* begin *
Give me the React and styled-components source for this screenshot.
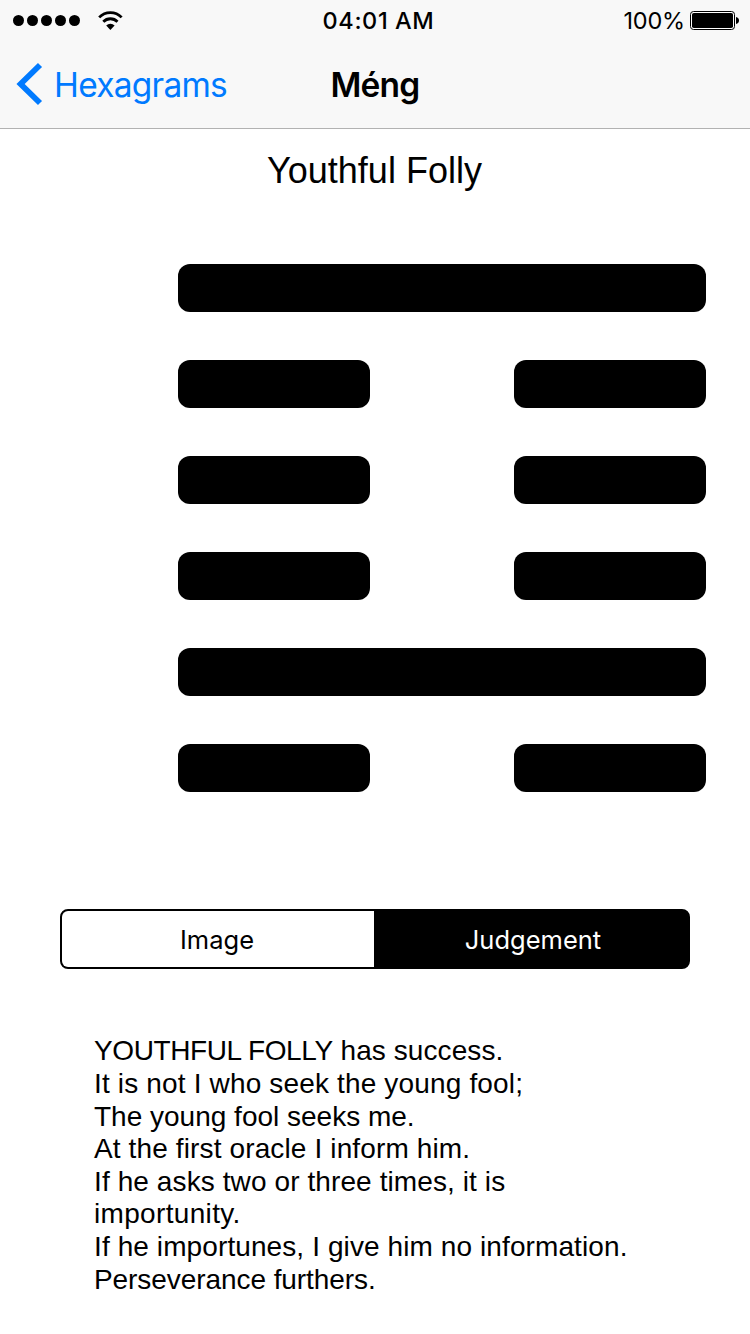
import React from 'react';
import styled, { createGlobalStyle } from 'styled-components';

const system = "Inter, 'Liberation Sans', sans-serif";
const helvetica = "'Liberation Sans', Arial, sans-serif";

const GlobalStyle = createGlobalStyle`
  *, *::before, *::after { box-sizing: border-box; }
  body { margin: 0; background: #fff; color: #000; }
`;

const Screen = styled.div`
  width: 750px;
  height: 1334px;
  display: flex;
  flex-direction: column;
  background: #fff;
  overflow: hidden;
`;

const Header = styled.header`
  height: 129px;
  flex: none;
  background: #f8f8f8;
  border-bottom: 1px solid #b2b2b2;
`;

const StatusBar = styled.div`
  height: 40px;
  display: grid;
  grid-template-columns: 250px 1fr 250px;
  align-items: center;
  font: 400 23.5px/40px ${system};
`;

const Signal = styled.div`
  display: flex;
  align-items: center;
  gap: 3px;
  padding: 0 0 0 13px;
`;

const Dot = styled.i`
  width: 11px;
  height: 11px;
  border-radius: 50%;
  background: #000;
`;

const WifiIcon = styled.svg`
  width: 26px;
  height: 20px;
  margin-left: 14px;
`;

const Time = styled.div`
  text-align: center;
  font-weight: 500;
  font-size: 23.5px;
  letter-spacing: 0.6px;
  padding: 1px 0 0 7px;
`;

const Power = styled.div`
  display: flex;
  justify-content: flex-end;
  align-items: center;
  gap: 5px;
  padding: 0 10px 0 0;
  letter-spacing: -0.2px;
`;

const BatteryIcon = styled.svg`
  width: 50px;
  height: 20px;
`;

const NavBar = styled.nav`
  height: 88px;
  display: grid;
  grid-template-columns: 250px 1fr 250px;
  align-items: center;
`;

const Back = styled.a`
  display: flex;
  align-items: center;
  gap: 11px;
  padding-left: 16px;
  color: #007aff;
  font: 400 33.5px/44px ${system};
  letter-spacing: -0.75px;
`;

const BackLabel = styled.span`
  padding-top: 1px;
`;

const Chevron = styled.svg`
  width: 27px;
  height: 44px;
`;

const NavTitle = styled.h1`
  margin: 0;
  padding-top: 1px;
  text-align: center;
  font: 600 33.5px/44px ${system};
  letter-spacing: -0.8px;
`;

const Subtitle = styled.h2`
  margin: 21px 1px 0 0;
  text-align: center;
  font: 400 36px/42px ${helvetica};
`;

const Hexagram = styled.section`
  margin: 72px 44px 0 178px;
  display: flex;
  flex-direction: column;
  gap: 48px;
`;

const HexLine = styled.div`
  height: 48px;
  display: flex;
  justify-content: space-between;
`;

const Bar = styled.div`
  width: ${({ $solid }) => ($solid ? '100%' : '192px')};
  border-radius: 12px;
  background: #000;
`;

const Segmented = styled.div`
  margin: 117px 60px 0;
  height: 60px;
  flex: none;
  display: flex;
  border: 2px solid #000;
  border-radius: 8px;
  overflow: hidden;
  background: #000;
`;

const Segment = styled.button`
  width: ${({ $width }) => $width}px;
  padding: ${({ $active }) => ($active ? '2px 0 0 4px' : '2px 2px 0 0')};
  border: 0;
  background: ${({ $active }) => ($active ? '#000' : '#fff')};
  color: ${({ $active }) => ($active ? '#fff' : '#000')};
  font: 400 25.5px/32px ${system};
`;

const Verse = styled.div`
  margin: 66.4px 60px 0 94px;
  font: 400 28px/32.6px ${helvetica};
`;

const VerseLine = styled.p`
  margin: 0;
  white-space: nowrap;
  letter-spacing: ${({ $tracking }) => $tracking}px;
`;

const Capitals = styled.span`
  letter-spacing: -0.4px;
`;

const lines = [true, false, false, false, true, false];

const verse = [
  ['It is not I who seek the young fool;', 0.16],
  ['The young fool seeks me.', 0],
  ['At the first oracle I inform him.', 0.13],
  ['If he asks two or three times, it is', 0.1],
  ['importunity.', 0.33],
  ['If he importunes, I give him no information.', 0.1],
  ['Perseverance furthers.', -0.07],
];

export default function App() {
  return (
    <Screen>
      <GlobalStyle />
      <Header>
        <StatusBar>
          <Signal>
            {[0, 1, 2, 3, 4].map((i) => <Dot key={i} />)}
            <WifiIcon viewBox="0 0 26 20" fill="none" stroke="#000" strokeWidth="2.8">
              <path d="M2.2 6.4a15.6 15.6 0 0 1 22.4 0" />
              <path d="M6.3 10.7a10 10 0 0 1 14.2 0" />
              <path d="M9.2 14.5a6 6 0 0 1 8.4 0L13.4 18.9z" fill="#000" stroke="none" />
            </WifiIcon>
          </Signal>
          <Time>04:01 AM</Time>
          <Power>
            <span>100%</span>
            <BatteryIcon viewBox="0 0 50 20">
              <rect x="0.5" y="0.5" width="44" height="18" rx="3" fill="#fff" stroke="#000" />
              <rect x="2" y="2" width="41" height="15" rx="1.8" />
              <path d="M46 6c4 0.8 4 6.2 0 7z" />
            </BatteryIcon>
          </Power>
        </StatusBar>
        <NavBar>
          <Back>
            <Chevron viewBox="0 0 27 44" fill="none" stroke="#007aff" strokeWidth="5.8">
              <path d="M24 3 4.6 22 24 41" />
            </Chevron>
            <BackLabel>Hexagrams</BackLabel>
          </Back>
          <NavTitle>Méng</NavTitle>
        </NavBar>
      </Header>
      <Subtitle>Youthful Folly</Subtitle>
      <Hexagram>
        {lines.map((solid, i) => (
          <HexLine key={i}>
            <Bar $solid={solid} />
            {!solid && <Bar />}
          </HexLine>
        ))}
      </Hexagram>
      <Segmented>
        <Segment $width={312}>Image</Segment>
        <Segment $width={314} $active>Judgement</Segment>
      </Segmented>
      <Verse>
        <VerseLine $tracking={0.08}><Capitals>YOUTHFUL FOLLY</Capitals> has success.</VerseLine>
        {verse.map(([text, tracking]) => (
          <VerseLine key={text} $tracking={tracking}>{text}</VerseLine>
        ))}
      </Verse>
    </Screen>
  );
}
* end *
Copy the listing in full and without alteration, omitting every picture.

Give me the React and styled-components source for this screenshot.
import React from 'react';
import styled, { createGlobalStyle } from 'styled-components';

const system = "Inter, 'Liberation Sans', sans-serif";
const helvetica = "'Liberation Sans', Arial, sans-serif";

const GlobalStyle = createGlobalStyle`
  *, *::before, *::after { box-sizing: border-box; }
  body { margin: 0; background: #fff; color: #000; }
`;

const Screen = styled.div`
  width: 750px;
  height: 1334px;
  display: flex;
  flex-direction: column;
  background: #fff;
  overflow: hidden;
`;

const Header = styled.header`
  height: 129px;
  flex: none;
  background: #f8f8f8;
  border-bottom: 1px solid #b2b2b2;
`;

const StatusBar = styled.div`
  height: 40px;
  display: grid;
  grid-template-columns: 250px 1fr 250px;
  align-items: center;
  font: 400 23.5px/40px ${system};
`;

const Signal = styled.div`
  display: flex;
  align-items: center;
  gap: 3px;
  padding: 0 0 0 13px;
`;

const Dot = styled.i`
  width: 11px;
  height: 11px;
  border-radius: 50%;
  background: #000;
`;

const WifiIcon = styled.svg`
  width: 26px;
  height: 20px;
  margin-left: 14px;
`;

const Time = styled.div`
  text-align: center;
  font-weight: 500;
  font-size: 23.5px;
  letter-spacing: 0.6px;
  padding: 1px 0 0 7px;
`;

const Power = styled.div`
  display: flex;
  justify-content: flex-end;
  align-items: center;
  gap: 5px;
  padding: 0 10px 0 0;
  letter-spacing: -0.2px;
`;

const BatteryIcon = styled.svg`
  width: 50px;
  height: 20px;
`;

const NavBar = styled.nav`
  height: 88px;
  display: grid;
  grid-template-columns: 250px 1fr 250px;
  align-items: center;
`;

const Back = styled.a`
  display: flex;
  align-items: center;
  gap: 11px;
  padding-left: 16px;
  color: #007aff;
  font: 400 33.5px/44px ${system};
  letter-spacing: -0.75px;
`;

const BackLabel = styled.span`
  padding-top: 1px;
`;

const Chevron = styled.svg`
  width: 27px;
  height: 44px;
`;

const NavTitle = styled.h1`
  margin: 0;
  padding-top: 1px;
  text-align: center;
  font: 600 33.5px/44px ${system};
  letter-spacing: -0.8px;
`;

const Subtitle = styled.h2`
  margin: 21px 1px 0 0;
  text-align: center;
  font: 400 36px/42px ${helvetica};
`;

const Hexagram = styled.section`
  margin: 72px 44px 0 178px;
  display: flex;
  flex-direction: column;
  gap: 48px;
`;

const HexLine = styled.div`
  height: 48px;
  display: flex;
  justify-content: space-between;
`;

const Bar = styled.div`
  width: ${({ $solid }) => ($solid ? '100%' : '192px')};
  border-radius: 12px;
  background: #000;
`;

const Segmented = styled.div`
  margin: 117px 60px 0;
  height: 60px;
  flex: none;
  display: flex;
  border: 2px solid #000;
  border-radius: 8px;
  overflow: hidden;
  background: #000;
`;

const Segment = styled.button`
  width: ${({ $width }) => $width}px;
  padding: ${({ $active }) => ($active ? '2px 0 0 4px' : '2px 2px 0 0')};
  border: 0;
  background: ${({ $active }) => ($active ? '#000' : '#fff')};
  color: ${({ $active }) => ($active ? '#fff' : '#000')};
  font: 400 25.5px/32px ${system};
`;

const Verse = styled.div`
  margin: 66.4px 60px 0 94px;
  font: 400 28px/32.6px ${helvetica};
`;

const VerseLine = styled.p`
  margin: 0;
  white-space: nowrap;
  letter-spacing: ${({ $tracking }) => $tracking}px;
`;

const Capitals = styled.span`
  letter-spacing: -0.4px;
`;

const lines = [true, false, false, false, true, false];

const verse = [
  ['It is not I who seek the young fool;', 0.16],
  ['The young fool seeks me.', 0],
  ['At the first oracle I inform him.', 0.13],
  ['If he asks two or three times, it is', 0.1],
  ['importunity.', 0.33],
  ['If he importunes, I give him no information.', 0.1],
  ['Perseverance furthers.', -0.07],
];

export default function App() {
  return (
    <Screen>
      <GlobalStyle />
      <Header>
        <StatusBar>
          <Signal>
            {[0, 1, 2, 3, 4].map((i) => <Dot key={i} />)}
            <WifiIcon viewBox="0 0 26 20" fill="none" stroke="#000" strokeWidth="2.8">
              <path d="M2.2 6.4a15.6 15.6 0 0 1 22.4 0" />
              <path d="M6.3 10.7a10 10 0 0 1 14.2 0" />
              <path d="M9.2 14.5a6 6 0 0 1 8.4 0L13.4 18.9z" fill="#000" stroke="none" />
            </WifiIcon>
          </Signal>
          <Time>04:01 AM</Time>
          <Power>
            <span>100%</span>
            <BatteryIcon viewBox="0 0 50 20">
              <rect x="0.5" y="0.5" width="44" height="18" rx="3" fill="#fff" stroke="#000" />
              <rect x="2" y="2" width="41" height="15" rx="1.8" />
              <path d="M46 6c4 0.8 4 6.2 0 7z" />
            </BatteryIcon>
          </Power>
        </StatusBar>
        <NavBar>
          <Back>
            <Chevron viewBox="0 0 27 44" fill="none" stroke="#007aff" strokeWidth="5.8">
              <path d="M24 3 4.6 22 24 41" />
            </Chevron>
            <BackLabel>Hexagrams</BackLabel>
          </Back>
          <NavTitle>Méng</NavTitle>
        </NavBar>
      </Header>
      <Subtitle>Youthful Folly</Subtitle>
      <Hexagram>
        {lines.map((solid, i) => (
          <HexLine key={i}>
            <Bar $solid={solid} />
            {!solid && <Bar />}
          </HexLine>
        ))}
      </Hexagram>
      <Segmented>
        <Segment $width={312}>Image</Segment>
        <Segment $width={314} $active>Judgement</Segment>
      </Segmented>
      <Verse>
        <VerseLine $tracking={0.08}><Capitals>YOUTHFUL FOLLY</Capitals> has success.</VerseLine>
        {verse.map(([text, tracking]) => (
          <VerseLine key={text} $tracking={tracking}>{text}</VerseLine>
        ))}
      </Verse>
    </Screen>
  );
}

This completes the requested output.